The mistakes of the Palestinian leader are well known. Arafat failed to take advantage of promising Israeli negotiating positions in 2000, and of Bill Clinton's eagerness to help. Instead, Arafat adopted a strategy of talk and fight, in hopes that the violence would provoke international intervention on the side of the Palestinians. Instead, the violence led to the election of the hawkish Sharon; a rash of Palestinian suicide bombings led inevitably to an Israeli invasion.

But Sharon's strategy endangers Israel's long-term security. His move into the West Bank was aimed not only at catching terrorists, but also at crushing all Palestinian national institutions. He's chosen a military strategy that offers Palestinians no political hope.

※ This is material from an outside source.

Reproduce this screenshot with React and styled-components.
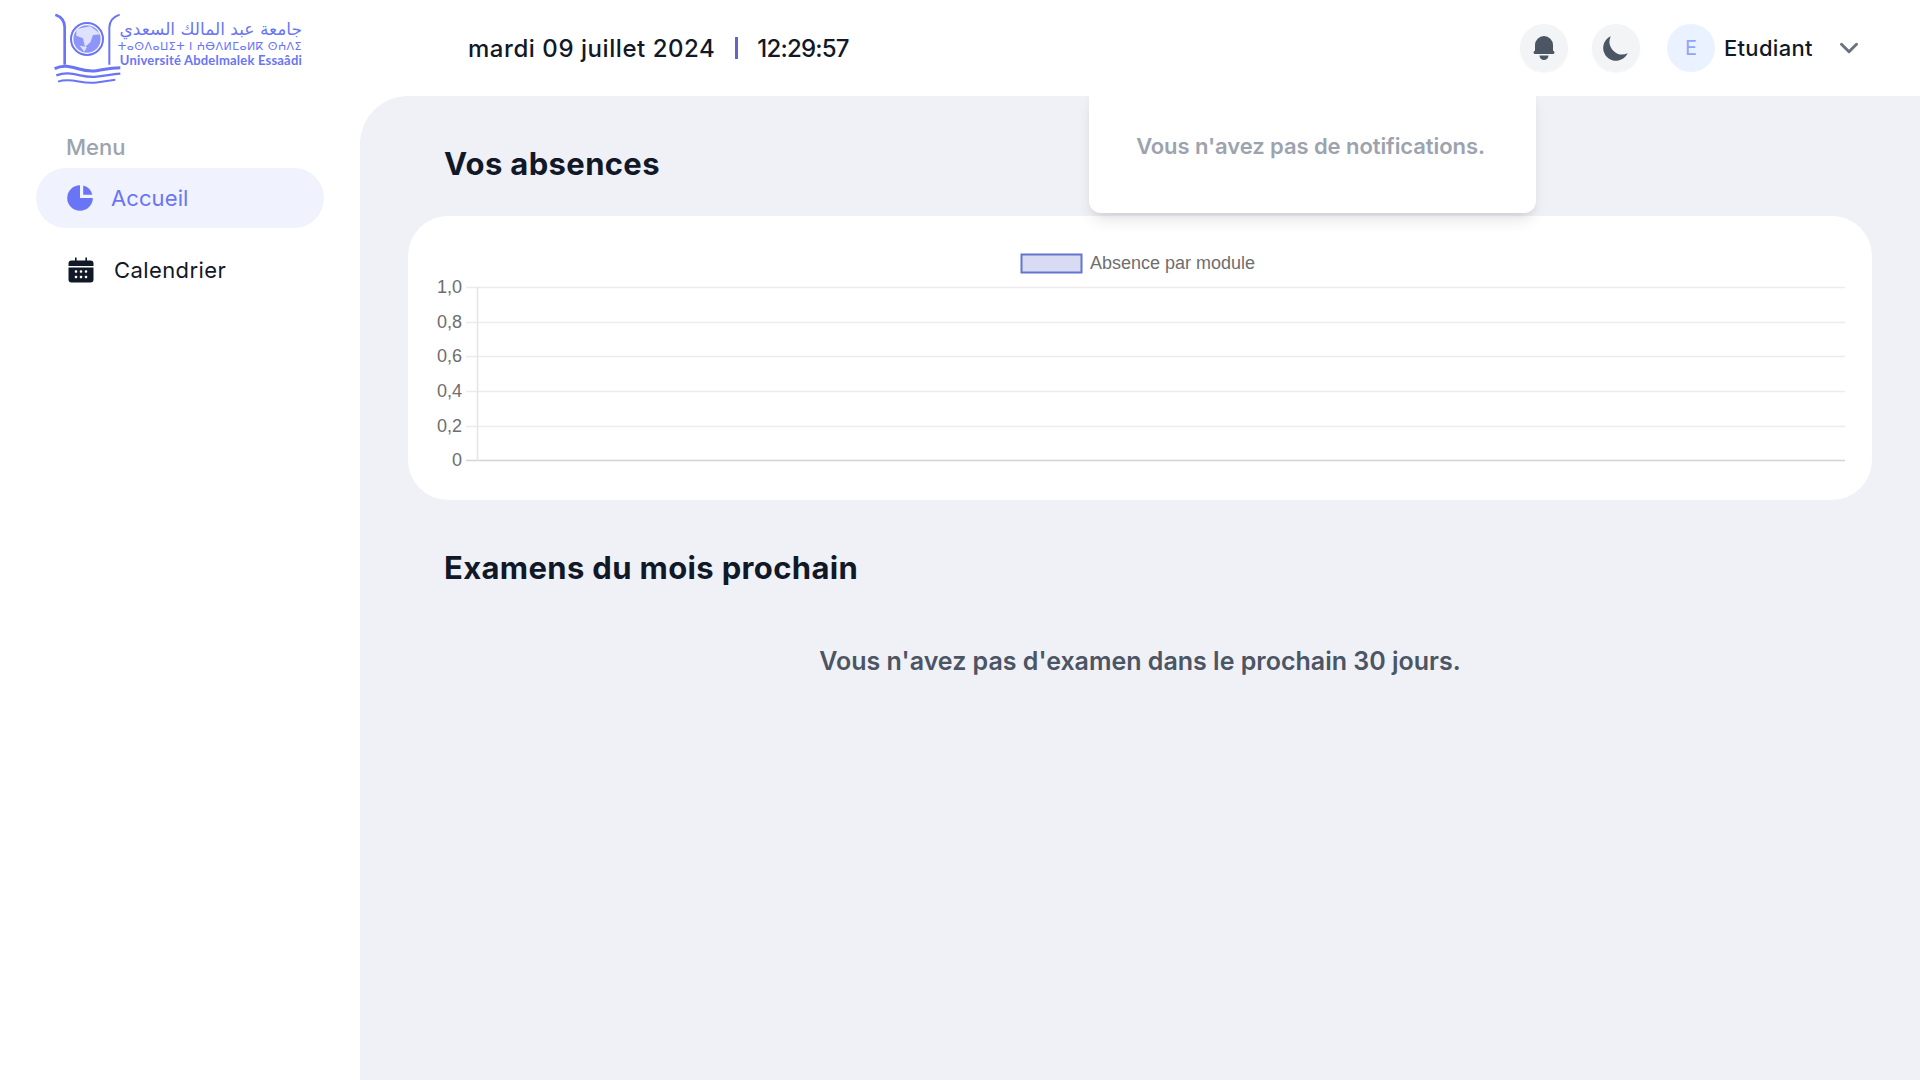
import React from 'react';
import styled, { createGlobalStyle } from 'styled-components';
import { HiBell, HiMoon, HiChartPie } from 'react-icons/hi';
import { ChevronDown } from 'lucide-react';

const GlobalStyle = createGlobalStyle`
  html, body {
    margin: 0;
    height: 100%;
    overflow: hidden;
    background: #fff;
    font-family: Inter, "Noto Sans", sans-serif;
  }
  * { box-sizing: border-box; }
`;

const Page = styled.div`
  width: 1920px;
  height: 1080px;
  display: flex;
  flex-direction: column;
  background: #fff;
`;

const Header = styled.header`
  position: relative;
  z-index: 2;
  height: 96px;
  flex: none;
  display: flex;
  align-items: center;
  padding-left: 53px;
  padding-right: 56px;
`;

const LogoWrap = styled.div`
  width: 415px;
  display: flex;
  align-items: center;
  color: #6a75f6;
`;

const LogoMarkSvg = styled.svg`
  flex: none;
  margin-top: 4px;
`;

const LogoText = styled.div`
  display: flex;
  flex-direction: column;
  align-items: flex-end;
  width: 182px;
  margin-left: -4px;
  margin-top: -11px;
`;

const LogoArabic = styled.div`
  font-family: "DejaVu Sans", sans-serif;
  font-size: 17px;
  line-height: 22px;
  white-space: nowrap;
`;

const LogoTifinagh = styled.div`
  font-family: "DejaVu Sans", sans-serif;
  font-size: 11px;
  line-height: 13px;
  white-space: nowrap;
  letter-spacing: 0.45px;
`;

const LogoLatin = styled.div`
  font-family: Lato, sans-serif;
  font-weight: 700;
  font-size: 13px;
  line-height: 15px;
  letter-spacing: 0.2px;
  white-space: nowrap;
`;

const DateBox = styled.div`
  display: flex;
  align-items: center;
  font-size: 24px;
  font-weight: 500;
  color: #111827;
`;

const DateText = styled.span`
  letter-spacing: ${(p) => p.$spacing}px;
`;

const Divider = styled.span`
  width: 3px;
  height: 22px;
  background: #6366c9;
  margin: 0 19px 0 20px;
`;

const Actions = styled.div`
  margin-left: auto;
  display: flex;
  align-items: center;
`;

const RoundButton = styled.button`
  width: 48px;
  height: 48px;
  border: 0;
  border-radius: 50%;
  padding: 0;
  margin-right: 24px;
  background: #f3f4f6;
  color: #4b5563;
  display: flex;
  align-items: center;
  justify-content: center;
  box-shadow: 0 1px 2px rgba(0, 0, 0, 0.04);
`;

const Avatar = styled.div`
  width: 48px;
  height: 48px;
  margin-left: 3px;
  border-radius: 50%;
  background: #ebf2ff;
  color: #8fa5fb;
  font-size: 20px;
  display: flex;
  align-items: center;
  justify-content: center;
`;

const UserName = styled.span`
  margin-left: 9px;
  width: 110px;
  font-size: 22px;
  font-weight: 500;
  letter-spacing: 0.3px;
  color: #111827;
`;

const Popover = styled.div`
  position: absolute;
  top: 90px;
  left: 1089px;
  width: 447px;
  height: 123px;
  padding-top: 56px;
  padding-right: 4px;
  text-align: center;
  background: #fff;
  border-radius: 0 0 12px 12px;
  box-shadow: 0 10px 15px -3px rgba(0, 0, 0, 0.1), 0 4px 6px -2px rgba(0, 0, 0, 0.05);
  color: #9ca3af;
  font-size: 22px;
  font-weight: 600;
  letter-spacing: -0.08px;
  line-height: 0;
  clip-path: inset(6px -40px -40px -40px);
`;

const Body = styled.div`
  flex: 1;
  display: flex;
  min-height: 0;
`;

const Sidebar = styled.aside`
  width: 360px;
  flex: none;
  padding: 37px 36px 0;
`;

const MenuLabel = styled.div`
  padding-left: 30px;
  font-size: 22px;
  line-height: 28px;
  font-weight: 500;
  color: #9ca3af;
  margin-bottom: 7px;
`;

const NavItem = styled.a`
  display: flex;
  align-items: center;
  height: 60px;
  border-radius: 30px;
  padding-left: ${(p) => (p.$active ? 28 : 32)}px;
  margin-bottom: 12px;
  gap: ${(p) => (p.$active ? 15 : 20)}px;
  background: ${(p) => (p.$active ? '#f0f2fd' : 'transparent')};
  color: ${(p) => (p.$active ? '#6a75f6' : '#111827')};
  font-size: 22px;
  letter-spacing: ${(p) => (p.$active ? 0.1 : 0.4)}px;
`;

const Main = styled.main`
  flex: 1;
  background: #f0f1f7;
  border-top-left-radius: 48px;
  padding: 48px 48px 0;
`;

const SectionTitle = styled.h2`
  margin: 0 0 ${(p) => p.$gap}px 36px;
  height: 40px;
  font-size: 31px;
  line-height: 40px;
  font-weight: 700;
  letter-spacing: 0.35px;
  color: #111827;
`;

const Card = styled.section`
  height: 284px;
  margin-bottom: 48px;
  background: #fff;
  border-radius: 40px;
`;

const EmptyExam = styled.p`
  margin: 0;
  text-align: center;
  font-size: 25px;
  line-height: 36px;
  font-weight: 600;
  color: #4b5563;
`;

const ChartSvg = styled.svg`
  display: block;
`;

const ticks = [
  { label: '1,0', y: 72 },
  { label: '0,8', y: 107 },
  { label: '0,6', y: 141 },
  { label: '0,4', y: 176 },
  { label: '0,2', y: 211 },
  { label: '0', y: 245 },
];

function LogoMark() {
  return (
    <LogoMarkSvg width="71" height="74" viewBox="70 40 213 222" fill="none" stroke="#6a75f6">
      <path d="M77 45c18 6 28 16 28 38v112" strokeWidth="8" />
      <path d="M270 45c-18 6-30 16-31 38v112" strokeWidth="6" />
      <circle cx="172" cy="118" r="48" strokeWidth="6" />
      <circle cx="172" cy="118" r="41" fill="#8d96f8" stroke="none" />
      <path
        d="M140 88l42-8 32 24-24 2-8 22-16 14-6-26-20-8zM150 138l14 18 8-14z"
        fill="#dfe2fd"
        stroke="none"
      />
      <path d="M75 207c45-22 75 14 125 6 30-5 50-9 72-9" strokeWidth="9" />
      <path d="M80 227c45-18 75 10 120 4 30-4 50-7 72-9" strokeWidth="7" />
      <path d="M85 246c40-14 70 8 110 3 25-3 45-7 62-9" strokeWidth="6" />
    </LogoMarkSvg>
  );
}

function CalendarIcon() {
  return (
    <svg width="26" height="26" viewBox="0 0 26 26">
      <path
        d="M7 0.500h1.600v3H17.400v-3H19v3h3.500A3 3 0 0 1 25.500 6.500V9H0.500V6.500A3 3 0 0 1 3.500 3.500H7zM0.500 10.500h25v12a3 3 0 0 1-3 3h-19a3 3 0 0 1-3-3z"
        fill="#111827"
      />
      {[8, 13, 18].flatMap((x) =>
        [14.5, 20].map((y) => <rect key={`${x}-${y}`} x={x - 1.2} y={y - 1.2} width="2.400" height="2.400" rx="0.800" fill="#fff" />),
      )}
    </svg>
  );
}

function AbsenceChart() {
  return (
    <ChartSvg width="1464" height="284" viewBox="0 0 1464 284">
      <rect x="613.500" y="38.500" width="60" height="18" fill="#d8dbf1" stroke="#6375cf" strokeWidth="2" />
      <text x="682" y="53" fontFamily="Liberation Sans" fontSize="18" fill="#6e6e6e" textLength="165" lengthAdjust="spacingAndGlyphs">
        Absence par module
      </text>
      {ticks.map(({ label, y }) => (
        <g key={label}>
          <line x1="58" x2="1437" y1={y - 0.5} y2={y - 0.5} stroke={label === '0' ? '#d4d4d4' : '#ececec'} strokeWidth="1.500" />
          <text x="54" y={y + 5} textAnchor="end" fontFamily="Liberation Sans" fontSize="18" fill="#6e6e6e">
            {label}
          </text>
        </g>
      ))}
      <line x1="69.500" x2="69.500" y1="71" y2="245" stroke="#e4e4e4" strokeWidth="1.500" />
    </ChartSvg>
  );
}

export default function App() {
  return (
    <Page>
      <GlobalStyle />
      <Header>
        <LogoWrap>
          <LogoMark />
          <LogoText>
            <LogoArabic>جامعة عبد المالك السعدي</LogoArabic>
            <LogoTifinagh>ⵜⴰⵙⴷⴰⵡⵉⵜ ⵏ ⵄⴱⴷⵍⵎⴰⵍⴽ ⵙⵄⴷⵉ</LogoTifinagh>
            <LogoLatin>Université Abdelmalek Essaâdi</LogoLatin>
          </LogoText>
        </LogoWrap>
        <DateBox>
          <DateText $spacing={0.55}>mardi 09 juillet 2024</DateText>
          <Divider />
          <DateText $spacing={-0.8}>12:29:57</DateText>
        </DateBox>
        <Actions>
          <RoundButton>
            <HiBell size={30} />
          </RoundButton>
          <RoundButton>
            <HiMoon size={32} />
          </RoundButton>
          <Avatar>E</Avatar>
          <UserName>Etudiant</UserName>
          <ChevronDown size={30} color="#6b7280" strokeWidth={2.4} />
        </Actions>
        <Popover>Vous n'avez pas de notifications.</Popover>
      </Header>
      <Body>
        <Sidebar>
          <MenuLabel>Menu</MenuLabel>
          <NavItem $active>
            <HiChartPie size={32} />
            Accueil
          </NavItem>
          <NavItem>
            <CalendarIcon />
            Calendrier
          </NavItem>
        </Sidebar>
        <Main>
          <SectionTitle $gap={32}>Vos absences</SectionTitle>
          <Card>
            <AbsenceChart />
          </Card>
          <SectionTitle $gap={55}>Examens du mois prochain</SectionTitle>
          <EmptyExam>Vous n'avez pas d'examen dans le prochain 30 jours.</EmptyExam>
        </Main>
      </Body>
    </Page>
  );
}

I have visited Nablus, Jenin and Ramallah and seen the staggering destruction of records, files, and premises of civilian ministries and even nongovernmental organizations. This was not simply a case of hard drives being taken for intelligence information: Computers were smashed, files strewn on the floor or burned, archives dumped, expensive aerial photographs for town planning burned, restored historic buildings damaged. The destruction was systematic.

Most telling was the room-by-room trashing of the headquarters of Jibril Rajoub, head of preventive security on the West Bank, following intensive shelling that left parts of the extensive compound gutted. The thuggish Rajoub was known for his close cooperation with Israeli intelligence and the CIA, and touted even by Israeli hawks as a potential post-Arafat leader.

If he was targeted, the message is clear: No national Palestinian leader, even those who cooperate with Israel, can be seen as a potential partner. Sharon's strategy appears to be to derail the Palestinian Authority and look for local urban leaders who might be more malleable.

Sources familiar with Sharon's thinking say he wants to convince "post-Arafat leaders" to accept a "long-term interim agreement" that would leave them with discontinuous chunks of West Bank land connected by bridges or tunnels.

Such a prospect, with no hope of future political negotiations, is a sure formula for continued terrorism. With Arafat or without Arafat, the lack of a political horizon will ensure a queue of future suicide bombers.

Given this prospect, the only hope for resurrecting the concept of Mideast negotiations lies with George W. Bush.

But the administration can't seem to come up with a coherent Mideast strategy. The President hasn't yet decided whether to put forward a "Bush Plan" that would spell out how to get to two states roughly along 1967 lines.

For such a plan to have the remotest chance, Bush would have to exert immense pressure on a resistant Sharon and an elusive Arafat.

All signs so far are that Bush has no stomach for the idea, which is indeed risky. But without strong U.S. intervention the concept of Mideast peace talks will soon be a memory. The choice is George W.'s: peace track or war track?